• _PROBLEM TO SOLVE_: Consider the data that follows and state how many lines contain the string "this", using the number alone.

• _DATA ENTRIES_:
++++++++
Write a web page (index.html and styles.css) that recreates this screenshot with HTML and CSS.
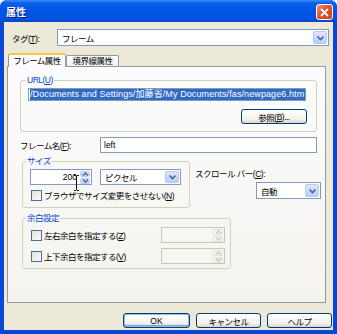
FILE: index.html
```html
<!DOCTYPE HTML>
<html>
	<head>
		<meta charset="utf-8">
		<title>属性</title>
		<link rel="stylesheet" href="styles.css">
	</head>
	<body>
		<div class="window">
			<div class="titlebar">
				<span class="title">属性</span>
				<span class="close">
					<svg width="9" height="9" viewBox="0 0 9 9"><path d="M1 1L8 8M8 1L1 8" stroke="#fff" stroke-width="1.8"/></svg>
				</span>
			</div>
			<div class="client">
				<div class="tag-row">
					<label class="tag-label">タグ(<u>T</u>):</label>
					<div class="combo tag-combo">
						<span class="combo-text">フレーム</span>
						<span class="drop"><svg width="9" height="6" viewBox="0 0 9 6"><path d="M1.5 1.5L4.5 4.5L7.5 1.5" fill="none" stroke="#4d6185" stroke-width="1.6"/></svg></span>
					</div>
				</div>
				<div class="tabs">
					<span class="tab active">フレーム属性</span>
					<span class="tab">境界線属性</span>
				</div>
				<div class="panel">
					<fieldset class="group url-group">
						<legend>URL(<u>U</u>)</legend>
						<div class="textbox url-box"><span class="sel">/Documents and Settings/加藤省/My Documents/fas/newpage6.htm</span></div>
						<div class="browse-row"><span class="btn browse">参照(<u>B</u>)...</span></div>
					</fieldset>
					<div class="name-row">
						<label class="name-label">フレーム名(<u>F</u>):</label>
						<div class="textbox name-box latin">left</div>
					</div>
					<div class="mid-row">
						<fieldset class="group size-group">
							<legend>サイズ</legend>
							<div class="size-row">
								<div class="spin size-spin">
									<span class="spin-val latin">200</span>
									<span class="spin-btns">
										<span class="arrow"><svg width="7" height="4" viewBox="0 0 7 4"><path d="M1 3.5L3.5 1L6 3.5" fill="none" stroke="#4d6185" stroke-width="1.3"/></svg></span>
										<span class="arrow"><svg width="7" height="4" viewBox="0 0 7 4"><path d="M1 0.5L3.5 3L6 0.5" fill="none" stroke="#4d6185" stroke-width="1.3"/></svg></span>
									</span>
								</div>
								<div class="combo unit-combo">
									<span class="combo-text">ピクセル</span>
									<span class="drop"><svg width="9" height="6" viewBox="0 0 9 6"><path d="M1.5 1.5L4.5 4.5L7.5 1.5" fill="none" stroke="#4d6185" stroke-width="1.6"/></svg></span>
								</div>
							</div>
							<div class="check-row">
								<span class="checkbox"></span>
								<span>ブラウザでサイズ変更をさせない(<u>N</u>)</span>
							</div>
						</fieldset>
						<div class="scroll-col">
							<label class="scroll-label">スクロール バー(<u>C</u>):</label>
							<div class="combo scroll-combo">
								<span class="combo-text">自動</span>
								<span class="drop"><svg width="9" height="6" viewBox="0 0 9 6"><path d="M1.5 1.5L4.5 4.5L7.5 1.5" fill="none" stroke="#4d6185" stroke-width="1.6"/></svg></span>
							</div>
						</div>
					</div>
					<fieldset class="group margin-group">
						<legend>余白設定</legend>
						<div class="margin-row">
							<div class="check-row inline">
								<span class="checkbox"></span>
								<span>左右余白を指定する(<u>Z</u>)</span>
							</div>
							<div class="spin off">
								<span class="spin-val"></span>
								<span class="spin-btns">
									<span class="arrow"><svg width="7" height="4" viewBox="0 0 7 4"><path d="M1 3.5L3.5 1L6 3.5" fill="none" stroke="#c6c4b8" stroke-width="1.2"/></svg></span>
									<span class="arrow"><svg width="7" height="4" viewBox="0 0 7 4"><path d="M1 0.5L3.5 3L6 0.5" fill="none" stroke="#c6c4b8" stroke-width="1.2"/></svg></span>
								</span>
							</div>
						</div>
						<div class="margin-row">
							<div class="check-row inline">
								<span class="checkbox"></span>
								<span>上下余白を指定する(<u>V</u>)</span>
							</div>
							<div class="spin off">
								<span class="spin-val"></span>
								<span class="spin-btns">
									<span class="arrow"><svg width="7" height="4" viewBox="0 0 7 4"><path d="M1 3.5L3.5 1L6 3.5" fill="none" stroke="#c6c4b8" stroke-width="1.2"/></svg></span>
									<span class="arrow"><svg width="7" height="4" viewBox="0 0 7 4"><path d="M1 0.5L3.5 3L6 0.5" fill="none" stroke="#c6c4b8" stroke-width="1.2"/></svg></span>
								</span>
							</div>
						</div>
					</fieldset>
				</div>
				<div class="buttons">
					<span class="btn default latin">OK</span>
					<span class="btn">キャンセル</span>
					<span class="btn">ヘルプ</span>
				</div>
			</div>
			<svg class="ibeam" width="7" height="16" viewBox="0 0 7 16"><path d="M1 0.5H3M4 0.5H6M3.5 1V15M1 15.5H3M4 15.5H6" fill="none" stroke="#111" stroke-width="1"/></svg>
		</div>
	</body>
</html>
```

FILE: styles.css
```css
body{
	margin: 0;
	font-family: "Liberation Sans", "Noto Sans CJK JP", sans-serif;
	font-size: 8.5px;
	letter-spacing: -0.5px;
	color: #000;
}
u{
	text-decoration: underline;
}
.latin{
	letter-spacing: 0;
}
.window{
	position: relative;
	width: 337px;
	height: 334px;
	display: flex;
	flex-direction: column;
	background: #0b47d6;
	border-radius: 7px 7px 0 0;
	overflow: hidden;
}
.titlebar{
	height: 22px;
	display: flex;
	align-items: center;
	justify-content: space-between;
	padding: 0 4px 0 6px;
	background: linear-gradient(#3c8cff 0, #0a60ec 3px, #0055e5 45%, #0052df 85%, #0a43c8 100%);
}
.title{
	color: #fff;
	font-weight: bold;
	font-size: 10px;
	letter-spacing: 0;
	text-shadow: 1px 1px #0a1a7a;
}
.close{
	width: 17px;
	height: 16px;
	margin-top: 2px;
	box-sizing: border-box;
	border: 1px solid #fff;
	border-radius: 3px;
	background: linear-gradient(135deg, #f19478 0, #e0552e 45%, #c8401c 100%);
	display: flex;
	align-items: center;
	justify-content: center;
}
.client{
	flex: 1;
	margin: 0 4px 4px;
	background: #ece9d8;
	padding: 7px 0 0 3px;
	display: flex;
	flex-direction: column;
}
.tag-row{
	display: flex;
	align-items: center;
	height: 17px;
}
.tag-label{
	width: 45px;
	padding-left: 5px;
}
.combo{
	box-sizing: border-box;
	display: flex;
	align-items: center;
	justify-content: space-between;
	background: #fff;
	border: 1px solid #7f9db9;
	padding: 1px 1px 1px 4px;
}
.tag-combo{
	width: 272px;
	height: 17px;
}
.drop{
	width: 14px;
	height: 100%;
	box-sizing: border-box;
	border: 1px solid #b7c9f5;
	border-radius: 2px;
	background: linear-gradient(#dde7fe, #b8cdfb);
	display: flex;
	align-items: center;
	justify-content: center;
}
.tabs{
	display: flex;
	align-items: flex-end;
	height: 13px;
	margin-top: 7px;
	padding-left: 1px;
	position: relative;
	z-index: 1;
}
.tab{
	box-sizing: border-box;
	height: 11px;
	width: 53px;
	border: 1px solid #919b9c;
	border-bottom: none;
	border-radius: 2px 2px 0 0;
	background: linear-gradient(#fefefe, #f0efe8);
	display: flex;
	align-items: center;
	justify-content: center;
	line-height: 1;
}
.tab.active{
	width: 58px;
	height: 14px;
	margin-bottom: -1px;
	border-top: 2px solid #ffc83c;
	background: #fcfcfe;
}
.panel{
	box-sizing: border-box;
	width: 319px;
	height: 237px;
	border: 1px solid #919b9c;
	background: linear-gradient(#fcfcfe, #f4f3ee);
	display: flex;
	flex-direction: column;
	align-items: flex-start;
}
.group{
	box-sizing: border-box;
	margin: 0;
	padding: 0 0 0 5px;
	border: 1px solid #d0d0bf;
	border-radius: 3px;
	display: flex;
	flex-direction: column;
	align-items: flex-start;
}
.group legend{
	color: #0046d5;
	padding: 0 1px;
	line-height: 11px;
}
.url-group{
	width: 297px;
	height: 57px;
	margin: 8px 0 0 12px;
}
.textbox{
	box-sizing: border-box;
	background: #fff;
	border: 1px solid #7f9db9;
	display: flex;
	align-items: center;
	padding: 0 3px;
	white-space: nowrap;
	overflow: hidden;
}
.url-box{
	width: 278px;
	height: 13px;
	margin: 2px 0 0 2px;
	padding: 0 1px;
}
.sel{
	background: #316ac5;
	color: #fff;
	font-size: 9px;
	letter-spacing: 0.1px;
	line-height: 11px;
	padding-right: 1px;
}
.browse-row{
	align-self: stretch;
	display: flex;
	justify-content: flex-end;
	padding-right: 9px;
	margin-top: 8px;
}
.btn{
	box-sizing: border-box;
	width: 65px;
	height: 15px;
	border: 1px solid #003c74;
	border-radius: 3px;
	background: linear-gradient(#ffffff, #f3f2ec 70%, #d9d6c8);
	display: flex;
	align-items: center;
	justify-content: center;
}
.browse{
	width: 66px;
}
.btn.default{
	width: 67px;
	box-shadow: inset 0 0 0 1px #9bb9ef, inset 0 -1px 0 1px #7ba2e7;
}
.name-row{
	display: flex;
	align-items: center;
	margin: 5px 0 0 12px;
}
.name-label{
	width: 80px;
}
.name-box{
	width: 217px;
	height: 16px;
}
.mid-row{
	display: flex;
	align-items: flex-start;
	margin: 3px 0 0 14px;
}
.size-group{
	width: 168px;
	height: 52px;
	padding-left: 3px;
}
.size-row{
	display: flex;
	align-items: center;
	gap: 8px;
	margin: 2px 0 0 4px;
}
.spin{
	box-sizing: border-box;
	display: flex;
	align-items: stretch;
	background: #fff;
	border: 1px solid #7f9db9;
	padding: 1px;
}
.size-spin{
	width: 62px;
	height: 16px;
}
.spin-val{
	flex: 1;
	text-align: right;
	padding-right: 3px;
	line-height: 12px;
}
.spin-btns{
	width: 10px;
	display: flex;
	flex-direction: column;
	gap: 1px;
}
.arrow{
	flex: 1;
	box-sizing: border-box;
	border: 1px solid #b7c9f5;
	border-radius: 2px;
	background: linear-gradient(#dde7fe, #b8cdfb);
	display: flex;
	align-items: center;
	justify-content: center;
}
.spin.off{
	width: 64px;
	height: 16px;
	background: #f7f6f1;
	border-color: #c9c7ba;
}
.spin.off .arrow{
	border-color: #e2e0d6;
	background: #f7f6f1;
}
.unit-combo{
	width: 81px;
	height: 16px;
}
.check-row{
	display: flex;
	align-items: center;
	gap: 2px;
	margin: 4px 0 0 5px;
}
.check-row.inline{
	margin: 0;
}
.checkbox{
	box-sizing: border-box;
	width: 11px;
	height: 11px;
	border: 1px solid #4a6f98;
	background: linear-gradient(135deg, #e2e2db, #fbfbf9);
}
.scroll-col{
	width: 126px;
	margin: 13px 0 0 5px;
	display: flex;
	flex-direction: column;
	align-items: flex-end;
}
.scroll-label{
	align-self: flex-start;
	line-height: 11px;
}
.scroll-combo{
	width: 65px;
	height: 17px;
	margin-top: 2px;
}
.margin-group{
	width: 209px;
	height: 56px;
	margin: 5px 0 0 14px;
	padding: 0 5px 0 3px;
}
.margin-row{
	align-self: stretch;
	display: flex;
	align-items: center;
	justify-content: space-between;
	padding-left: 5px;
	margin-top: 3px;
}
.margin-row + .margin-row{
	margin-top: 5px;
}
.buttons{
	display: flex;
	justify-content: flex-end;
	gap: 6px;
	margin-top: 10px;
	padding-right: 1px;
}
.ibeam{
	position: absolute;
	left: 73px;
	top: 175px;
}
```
++++++++
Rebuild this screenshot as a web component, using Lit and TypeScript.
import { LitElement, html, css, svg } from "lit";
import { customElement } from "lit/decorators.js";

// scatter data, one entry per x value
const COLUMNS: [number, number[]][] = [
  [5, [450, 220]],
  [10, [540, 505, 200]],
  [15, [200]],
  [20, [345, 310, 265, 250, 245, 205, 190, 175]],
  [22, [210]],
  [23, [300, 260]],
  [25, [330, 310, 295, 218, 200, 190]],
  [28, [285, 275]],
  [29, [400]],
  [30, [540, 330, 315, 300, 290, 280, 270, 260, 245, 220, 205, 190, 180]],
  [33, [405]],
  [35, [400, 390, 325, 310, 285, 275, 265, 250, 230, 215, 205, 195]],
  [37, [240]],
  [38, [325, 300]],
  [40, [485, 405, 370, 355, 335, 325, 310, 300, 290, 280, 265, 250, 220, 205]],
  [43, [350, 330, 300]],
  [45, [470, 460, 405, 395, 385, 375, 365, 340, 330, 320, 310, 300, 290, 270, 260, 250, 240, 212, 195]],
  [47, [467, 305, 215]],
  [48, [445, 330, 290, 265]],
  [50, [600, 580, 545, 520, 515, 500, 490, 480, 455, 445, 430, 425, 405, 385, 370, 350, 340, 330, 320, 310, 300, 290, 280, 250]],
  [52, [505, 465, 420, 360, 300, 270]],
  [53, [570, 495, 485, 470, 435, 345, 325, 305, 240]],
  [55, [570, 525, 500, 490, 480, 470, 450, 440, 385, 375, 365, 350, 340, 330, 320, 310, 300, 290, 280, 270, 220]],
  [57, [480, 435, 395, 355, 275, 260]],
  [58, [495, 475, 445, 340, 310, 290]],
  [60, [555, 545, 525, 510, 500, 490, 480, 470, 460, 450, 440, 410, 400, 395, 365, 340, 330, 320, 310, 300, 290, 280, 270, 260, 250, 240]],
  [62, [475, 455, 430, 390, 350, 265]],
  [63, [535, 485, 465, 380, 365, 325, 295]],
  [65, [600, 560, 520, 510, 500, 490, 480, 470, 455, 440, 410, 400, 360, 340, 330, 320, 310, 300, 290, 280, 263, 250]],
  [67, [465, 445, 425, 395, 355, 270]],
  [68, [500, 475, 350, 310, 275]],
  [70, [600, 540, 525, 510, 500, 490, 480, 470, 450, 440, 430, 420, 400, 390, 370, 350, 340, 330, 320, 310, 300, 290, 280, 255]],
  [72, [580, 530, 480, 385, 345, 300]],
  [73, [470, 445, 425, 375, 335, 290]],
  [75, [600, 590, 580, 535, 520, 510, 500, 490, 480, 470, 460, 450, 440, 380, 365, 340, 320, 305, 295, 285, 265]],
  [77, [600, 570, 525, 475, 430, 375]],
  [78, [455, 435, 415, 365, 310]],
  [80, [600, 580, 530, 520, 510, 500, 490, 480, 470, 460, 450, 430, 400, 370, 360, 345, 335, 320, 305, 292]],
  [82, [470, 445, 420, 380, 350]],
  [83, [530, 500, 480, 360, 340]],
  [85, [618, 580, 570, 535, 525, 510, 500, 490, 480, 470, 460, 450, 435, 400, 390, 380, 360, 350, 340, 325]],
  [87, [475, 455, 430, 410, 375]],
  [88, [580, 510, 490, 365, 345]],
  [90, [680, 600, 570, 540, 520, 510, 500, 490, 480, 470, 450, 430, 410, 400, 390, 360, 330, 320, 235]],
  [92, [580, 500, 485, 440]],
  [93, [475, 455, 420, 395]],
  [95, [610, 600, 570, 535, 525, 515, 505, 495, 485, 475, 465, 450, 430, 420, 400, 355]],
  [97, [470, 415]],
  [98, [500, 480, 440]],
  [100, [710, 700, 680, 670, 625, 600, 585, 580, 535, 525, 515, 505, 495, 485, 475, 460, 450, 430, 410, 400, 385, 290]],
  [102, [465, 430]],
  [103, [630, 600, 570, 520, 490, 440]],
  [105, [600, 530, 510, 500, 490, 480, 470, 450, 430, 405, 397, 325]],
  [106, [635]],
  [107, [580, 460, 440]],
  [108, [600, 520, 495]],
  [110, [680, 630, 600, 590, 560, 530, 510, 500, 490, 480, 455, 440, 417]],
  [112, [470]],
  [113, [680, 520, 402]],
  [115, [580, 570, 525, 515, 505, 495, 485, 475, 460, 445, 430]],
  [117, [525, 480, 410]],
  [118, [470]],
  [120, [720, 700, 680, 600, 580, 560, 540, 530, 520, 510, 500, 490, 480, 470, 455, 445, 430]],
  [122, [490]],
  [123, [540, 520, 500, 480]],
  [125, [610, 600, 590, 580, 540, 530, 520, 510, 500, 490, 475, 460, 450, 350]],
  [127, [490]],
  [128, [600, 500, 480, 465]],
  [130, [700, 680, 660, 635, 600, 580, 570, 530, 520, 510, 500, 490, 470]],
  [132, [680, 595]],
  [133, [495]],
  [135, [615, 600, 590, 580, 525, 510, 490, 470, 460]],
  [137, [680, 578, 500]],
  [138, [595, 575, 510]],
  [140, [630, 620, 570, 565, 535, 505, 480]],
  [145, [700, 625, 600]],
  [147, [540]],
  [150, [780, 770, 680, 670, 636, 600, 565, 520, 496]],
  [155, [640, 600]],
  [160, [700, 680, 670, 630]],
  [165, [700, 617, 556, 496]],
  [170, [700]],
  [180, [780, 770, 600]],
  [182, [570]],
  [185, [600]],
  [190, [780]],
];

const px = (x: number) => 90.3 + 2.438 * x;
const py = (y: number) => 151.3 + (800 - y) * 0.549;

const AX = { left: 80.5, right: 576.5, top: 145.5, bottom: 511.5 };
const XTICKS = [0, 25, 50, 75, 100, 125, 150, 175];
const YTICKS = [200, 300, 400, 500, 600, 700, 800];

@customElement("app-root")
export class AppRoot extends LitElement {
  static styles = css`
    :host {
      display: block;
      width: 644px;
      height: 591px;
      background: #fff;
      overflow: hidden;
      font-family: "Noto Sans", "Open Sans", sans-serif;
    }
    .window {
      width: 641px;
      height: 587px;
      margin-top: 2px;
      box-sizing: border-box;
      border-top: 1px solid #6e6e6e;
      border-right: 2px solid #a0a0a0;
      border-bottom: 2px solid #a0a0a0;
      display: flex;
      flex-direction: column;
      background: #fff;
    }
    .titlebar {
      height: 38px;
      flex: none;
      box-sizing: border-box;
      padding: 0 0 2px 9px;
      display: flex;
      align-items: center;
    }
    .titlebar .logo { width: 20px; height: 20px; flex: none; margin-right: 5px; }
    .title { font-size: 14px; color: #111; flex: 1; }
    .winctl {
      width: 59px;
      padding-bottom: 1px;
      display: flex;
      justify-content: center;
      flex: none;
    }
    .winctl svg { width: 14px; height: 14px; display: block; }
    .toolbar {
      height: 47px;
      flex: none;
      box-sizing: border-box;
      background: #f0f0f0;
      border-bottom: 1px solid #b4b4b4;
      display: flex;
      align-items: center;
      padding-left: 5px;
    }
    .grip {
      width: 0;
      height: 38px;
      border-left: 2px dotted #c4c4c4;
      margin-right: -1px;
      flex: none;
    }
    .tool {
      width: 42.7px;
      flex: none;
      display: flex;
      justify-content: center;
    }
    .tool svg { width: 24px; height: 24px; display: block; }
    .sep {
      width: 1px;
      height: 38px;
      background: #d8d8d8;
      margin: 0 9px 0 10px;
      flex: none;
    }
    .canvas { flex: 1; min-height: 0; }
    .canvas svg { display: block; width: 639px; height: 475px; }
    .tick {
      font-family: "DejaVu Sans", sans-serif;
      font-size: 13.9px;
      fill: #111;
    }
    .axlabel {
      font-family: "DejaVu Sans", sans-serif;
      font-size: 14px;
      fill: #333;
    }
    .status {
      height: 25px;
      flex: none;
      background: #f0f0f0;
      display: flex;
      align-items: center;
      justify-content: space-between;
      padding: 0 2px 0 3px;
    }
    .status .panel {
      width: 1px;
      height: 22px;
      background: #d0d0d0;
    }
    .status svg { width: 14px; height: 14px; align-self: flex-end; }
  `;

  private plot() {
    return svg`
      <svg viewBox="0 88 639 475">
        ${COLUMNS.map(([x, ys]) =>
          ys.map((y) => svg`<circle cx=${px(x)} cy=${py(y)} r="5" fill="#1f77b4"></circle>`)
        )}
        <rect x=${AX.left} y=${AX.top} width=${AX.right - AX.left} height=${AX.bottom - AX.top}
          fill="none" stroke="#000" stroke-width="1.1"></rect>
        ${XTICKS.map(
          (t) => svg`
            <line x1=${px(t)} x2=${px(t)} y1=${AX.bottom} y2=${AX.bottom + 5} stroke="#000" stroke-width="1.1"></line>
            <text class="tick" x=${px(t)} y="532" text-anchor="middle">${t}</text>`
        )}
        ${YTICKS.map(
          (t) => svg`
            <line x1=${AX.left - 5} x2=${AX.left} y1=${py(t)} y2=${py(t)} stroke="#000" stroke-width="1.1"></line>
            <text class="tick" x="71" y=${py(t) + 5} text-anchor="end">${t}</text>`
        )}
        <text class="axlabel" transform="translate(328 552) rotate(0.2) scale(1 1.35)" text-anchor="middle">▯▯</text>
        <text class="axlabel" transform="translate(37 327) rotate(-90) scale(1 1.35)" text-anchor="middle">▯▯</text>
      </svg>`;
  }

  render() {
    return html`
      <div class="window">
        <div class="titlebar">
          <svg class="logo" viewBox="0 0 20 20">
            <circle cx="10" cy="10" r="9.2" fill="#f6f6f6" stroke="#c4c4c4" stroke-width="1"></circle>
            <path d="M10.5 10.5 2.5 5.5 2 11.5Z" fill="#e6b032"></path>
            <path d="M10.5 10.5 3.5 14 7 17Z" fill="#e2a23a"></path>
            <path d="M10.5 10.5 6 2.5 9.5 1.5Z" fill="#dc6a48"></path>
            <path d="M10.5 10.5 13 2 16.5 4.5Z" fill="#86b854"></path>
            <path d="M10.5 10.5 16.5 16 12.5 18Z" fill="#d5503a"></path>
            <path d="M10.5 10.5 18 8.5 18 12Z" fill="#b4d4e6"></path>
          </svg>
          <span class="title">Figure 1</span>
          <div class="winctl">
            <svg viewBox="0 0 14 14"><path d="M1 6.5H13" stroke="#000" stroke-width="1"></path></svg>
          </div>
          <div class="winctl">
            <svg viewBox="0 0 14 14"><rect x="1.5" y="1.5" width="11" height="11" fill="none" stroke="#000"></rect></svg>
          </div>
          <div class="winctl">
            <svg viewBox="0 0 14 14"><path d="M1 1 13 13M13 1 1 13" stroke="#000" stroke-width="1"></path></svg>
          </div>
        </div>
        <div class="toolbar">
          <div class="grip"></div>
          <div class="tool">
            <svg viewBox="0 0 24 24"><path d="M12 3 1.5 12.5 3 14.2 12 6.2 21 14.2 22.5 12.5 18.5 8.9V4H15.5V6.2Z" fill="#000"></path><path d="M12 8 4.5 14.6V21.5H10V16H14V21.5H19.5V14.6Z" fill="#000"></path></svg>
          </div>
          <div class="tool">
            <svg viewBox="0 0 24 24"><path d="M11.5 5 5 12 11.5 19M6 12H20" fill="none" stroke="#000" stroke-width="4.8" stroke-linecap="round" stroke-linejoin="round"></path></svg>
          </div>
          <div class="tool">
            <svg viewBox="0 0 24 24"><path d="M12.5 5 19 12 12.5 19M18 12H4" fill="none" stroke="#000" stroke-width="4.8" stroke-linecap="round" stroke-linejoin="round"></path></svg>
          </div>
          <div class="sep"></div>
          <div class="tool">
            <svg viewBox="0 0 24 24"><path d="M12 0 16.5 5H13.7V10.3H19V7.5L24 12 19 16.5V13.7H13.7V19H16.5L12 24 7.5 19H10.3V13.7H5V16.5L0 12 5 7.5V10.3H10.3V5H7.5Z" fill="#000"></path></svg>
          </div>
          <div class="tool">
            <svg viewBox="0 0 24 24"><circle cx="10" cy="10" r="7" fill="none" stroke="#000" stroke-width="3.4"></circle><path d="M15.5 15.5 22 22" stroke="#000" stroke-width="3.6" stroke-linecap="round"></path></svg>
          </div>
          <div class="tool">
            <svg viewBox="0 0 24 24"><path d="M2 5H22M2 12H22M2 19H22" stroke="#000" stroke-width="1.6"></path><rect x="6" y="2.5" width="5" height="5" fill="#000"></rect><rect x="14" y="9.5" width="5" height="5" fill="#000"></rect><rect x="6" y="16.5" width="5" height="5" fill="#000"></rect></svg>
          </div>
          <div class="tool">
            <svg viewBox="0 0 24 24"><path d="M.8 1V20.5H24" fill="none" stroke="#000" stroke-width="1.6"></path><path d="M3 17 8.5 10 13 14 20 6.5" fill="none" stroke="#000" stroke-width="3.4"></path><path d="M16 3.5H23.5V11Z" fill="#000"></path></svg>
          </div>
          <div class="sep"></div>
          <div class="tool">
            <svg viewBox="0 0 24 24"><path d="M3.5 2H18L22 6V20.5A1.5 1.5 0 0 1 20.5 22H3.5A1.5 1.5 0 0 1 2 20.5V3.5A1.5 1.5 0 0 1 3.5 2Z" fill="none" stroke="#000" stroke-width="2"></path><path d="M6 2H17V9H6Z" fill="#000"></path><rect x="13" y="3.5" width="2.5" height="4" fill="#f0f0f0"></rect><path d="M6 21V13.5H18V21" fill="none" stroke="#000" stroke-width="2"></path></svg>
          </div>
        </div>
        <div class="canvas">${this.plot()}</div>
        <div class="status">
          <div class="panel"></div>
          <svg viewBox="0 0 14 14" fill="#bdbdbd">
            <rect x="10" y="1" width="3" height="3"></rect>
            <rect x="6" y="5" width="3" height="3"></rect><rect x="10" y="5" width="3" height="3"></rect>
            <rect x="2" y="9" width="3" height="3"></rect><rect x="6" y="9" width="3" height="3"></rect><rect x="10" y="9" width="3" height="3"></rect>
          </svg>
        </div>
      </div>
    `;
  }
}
++++++++
• _TASK SOLUTION_: 3